Lucky for me, the crappy JCPenney was the only one with fungus. I didn't mind taking it apart for this little experiment.
I got to it as soon as I got home from work. It's not like there's much else to do when it's 110° outside.
To keep most of the light from getting to the sensor from around the lens, I needed a tube. I used two toilet paper tubes, since they were available. I had to crimp one down a bit so it would fit inside the other. I could use the sliding action between the two for a focus mechanism. I used scotch tape to get the lens onto the tube, and it was done! The TP Special: a real piece of precision optical engineering.
There was still some room for stray light to get into the mirror box, but whatever. This is just a prototype.
It's a shame I got the lens from a telephoto. It's a little clumsy to work with something so long. I think the focal length of this lens is about 200mm, but I don't have anything laying around to measure it with. And I call myself an engineer. This is unacceptable!
This was the first shot I got. Only the overexposed background was in focus, but it had lots of pretty colors.

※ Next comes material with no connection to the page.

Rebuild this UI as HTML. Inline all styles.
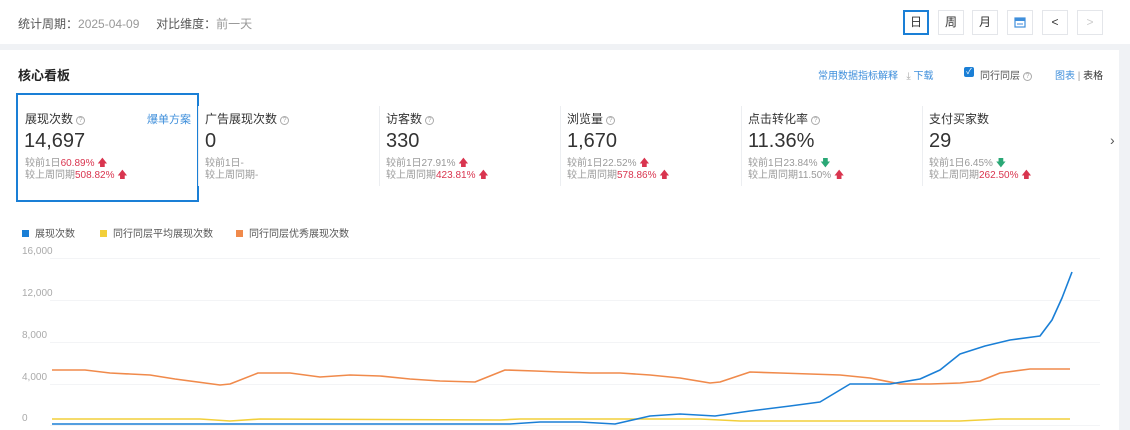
<!DOCTYPE html>
<html><head><meta charset="utf-8"><style>
*{margin:0;padding:0;box-sizing:border-box}
body{width:1130px;height:430px;overflow:hidden;background:#f0f2f5;font-family:"Liberation Sans","Noto Sans CJK SC",sans-serif;color:#333;position:relative}
.a{position:absolute;white-space:nowrap}
.hdr{left:0;top:0;width:1130px;height:44px;background:#fff}
.card{left:0;top:50px;width:1119px;height:380px;background:#fff}
.btn{top:10px;width:26px;height:25px;border:1px solid #e4e6ea;font-size:12px;text-align:center;line-height:23px;color:#333;background:#fff}
.q{display:inline-block;width:9px;height:9px;border:1px solid #aaa;border-radius:50%;font-size:7px;line-height:7px;text-align:center;color:#aaa;vertical-align:1px;margin-left:3px}
.t{font-size:12px;color:#333}
.n{font-size:20px;color:#333}
.c{font-size:10px;color:#999;line-height:12px}
.r{color:#d9354f}
.up{color:#d9354f;font-size:10px}
.dn{color:#2aa876;font-size:10px}
.sep{width:1px;height:80px;background:#eceef1;top:106px}
.lg{font-size:10px;color:#555;top:225px}
.sq{display:inline-block;width:7px;height:7px;margin-right:6px;vertical-align:0}
.yl{font-size:10px;color:#aaa;left:22px}
</style></head><body>
<div class="a hdr"></div>
<div class="a" style="left:18px;top:15px;font-size:12px;color:#555">统计周期：<span style="color:#999">2025-04-09</span>&nbsp;&nbsp;&nbsp;&nbsp;&nbsp;对比维度：<span style="color:#999">前一天</span></div>
<div class="a btn" style="left:903px;border:2px solid #1a7fd6;line-height:21px">日</div>
<div class="a btn" style="left:938px">周</div>
<div class="a btn" style="left:972px">月</div>
<div class="a btn" style="left:1007px"><svg width="12" height="11" viewBox="0 0 12 11" style="margin-top:6px"><rect x="1" y="1" width="10" height="9" fill="none" stroke="#3f8fdb" stroke-width="1.2"/><rect x="1" y="1" width="10" height="3" fill="#3f8fdb"/><rect x="3" y="6" width="6" height="2" fill="#9cc3ee"/></svg></div>
<div class="a btn" style="left:1042px">&lt;</div>
<div class="a btn" style="left:1077px;color:#ccc">&gt;</div>
<div class="a card"></div>
<div class="a" style="left:18px;top:65px;font-size:13px;font-weight:bold;color:#222">核心看板</div>
<div class="a" style="left:818px;top:67px;font-size:10px;color:#3f8fdb">常用数据指标解释&nbsp;&nbsp;&nbsp;<span style="color:#aaa">⤓</span> 下载</div>
<div class="a" style="left:964px;top:67px;width:10px;height:10px;background:#1a7fd6;border-radius:2px;color:#fff;font-size:8px;line-height:10px;text-align:center">✓</div>
<div class="a" style="left:980px;top:67px;font-size:10px;color:#555">同行同层<span class="q">?</span></div>
<div class="a" style="left:1055px;top:67px;font-size:10px;color:#3f8fdb">图表 <span style="color:#999">|</span> <span style="color:#333">表格</span></div>

<div class="a" style="left:16px;top:93px;width:183px;height:109px;border:2px solid #1a7fd6"></div>
<div class="a sep" style="left:198px"></div><div class="a sep" style="left:379px"></div><div class="a sep" style="left:560px"></div><div class="a sep" style="left:741px"></div><div class="a sep" style="left:922px"></div>

<div class="a t" style="left:25px;top:110px">展现次数<span class="q">?</span></div>
<div class="a" style="left:147px;top:111px;font-size:11px;color:#3f8fdb">爆单方案</div>
<div class="a n" style="left:24px;top:130px">14,697</div>
<div class="a c" style="left:25px;top:158px">较前1日<span class="r">60.89%</span> <span class="up">🡅</span><br>较上周同期<span class="r">508.82%</span> <span class="up">🡅</span></div>

<div class="a t" style="left:205px;top:110px">广告展现次数<span class="q">?</span></div>
<div class="a n" style="left:205px;top:130px">0</div>
<div class="a c" style="left:205px;top:158px">较前1日-<br>较上周同期-</div>

<div class="a t" style="left:386px;top:110px">访客数<span class="q">?</span></div>
<div class="a n" style="left:386px;top:130px">330</div>
<div class="a c" style="left:386px;top:158px">较前1日27.91% <span class="up">🡅</span><br>较上周同期<span class="r">423.81%</span> <span class="up">🡅</span></div>

<div class="a t" style="left:567px;top:110px">浏览量<span class="q">?</span></div>
<div class="a n" style="left:567px;top:130px">1,670</div>
<div class="a c" style="left:567px;top:158px">较前1日22.52% <span class="up">🡅</span><br>较上周同期<span class="r">578.86%</span> <span class="up">🡅</span></div>

<div class="a t" style="left:748px;top:110px">点击转化率<span class="q">?</span></div>
<div class="a n" style="left:748px;top:130px">11.36%</div>
<div class="a c" style="left:748px;top:158px">较前1日23.84% <span class="dn">🡇</span><br>较上周同期11.50% <span class="up">🡅</span></div>

<div class="a t" style="left:929px;top:110px">支付买家数</div>
<div class="a n" style="left:929px;top:130px">29</div>
<div class="a c" style="left:929px;top:158px">较前1日6.45% <span class="dn">🡇</span><br>较上周同期<span class="r">262.50%</span> <span class="up">🡅</span></div>
<div class="a" style="left:1110px;top:132px;font-size:14px;color:#555">›</div>

<div class="a lg" style="left:22px"><span class="sq" style="background:#1a7fd6"></span>展现次数</div>
<div class="a lg" style="left:100px"><span class="sq" style="background:#f2cf3a"></span>同行同层平均展现次数</div>
<div class="a lg" style="left:236px"><span class="sq" style="background:#f08a4b"></span>同行同层优秀展现次数</div>
<div class="a yl" style="top:246px">16,000</div>
<div class="a yl" style="top:288px">12,000</div>
<div class="a yl" style="top:330px">8,000</div>
<div class="a yl" style="top:372px">4,000</div>
<div class="a yl" style="top:413px">0</div>
<svg class="a" style="left:0;top:0" width="1130" height="430">
<g stroke="#f3f4f6" stroke-width="1"><line x1="50" y1="258.5" x2="1100" y2="258.5"/><line x1="50" y1="300.5" x2="1100" y2="300.5"/><line x1="50" y1="342.5" x2="1100" y2="342.5"/><line x1="50" y1="384.5" x2="1100" y2="384.5"/><line x1="50" y1="425.5" x2="1100" y2="425.5"/></g>
<g fill="none" stroke-width="1.6" stroke-linejoin="round">
<polyline stroke="#f2cf3a" points="52,419 200,419 230,421 260,419 500,420 520,419 700,419 740,421 960,421 1000,419 1070,419"/>
<polyline stroke="#f08a4b" points="52,370 85,370 110,373 130,374 150,375 175,379 205,383 220,385 230,384 258,373 290,373 320,377 350,375 380,376 410,379 440,381 475,382 505,370 535,371 560,372 590,373 620,373 650,375 680,378 710,383 720,382 750,372 780,373 810,374 840,375 870,378 900,384 930,384 960,383 980,381 1000,373 1030,369 1070,369"/>
<polyline stroke="#1a7fd6" points="52,424 510,424 540,422 580,422 615,424 650,416 680,414 715,416 750,411 790,406 820,402 850,384 890,384 920,379 940,370 960,354 985,346 1010,340 1040,336 1052,320 1062,298 1072,272"/>
</g></svg>
</body></html>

Maybe they put all those elements in lenses to get some detail in places other than the exact center of the photo?
I showed it to my dog, but she was unimpressed.
Sharpness is obviously not this lens's strong suit. Horses for courses, I say. Use it to capture all that optical mess you never see with all those other elements correcting for it.
This is my favorite so far. You can see the whole spectrum on the edges of the leaves with the brightest backlight.
Not bad for toilet paper, eh?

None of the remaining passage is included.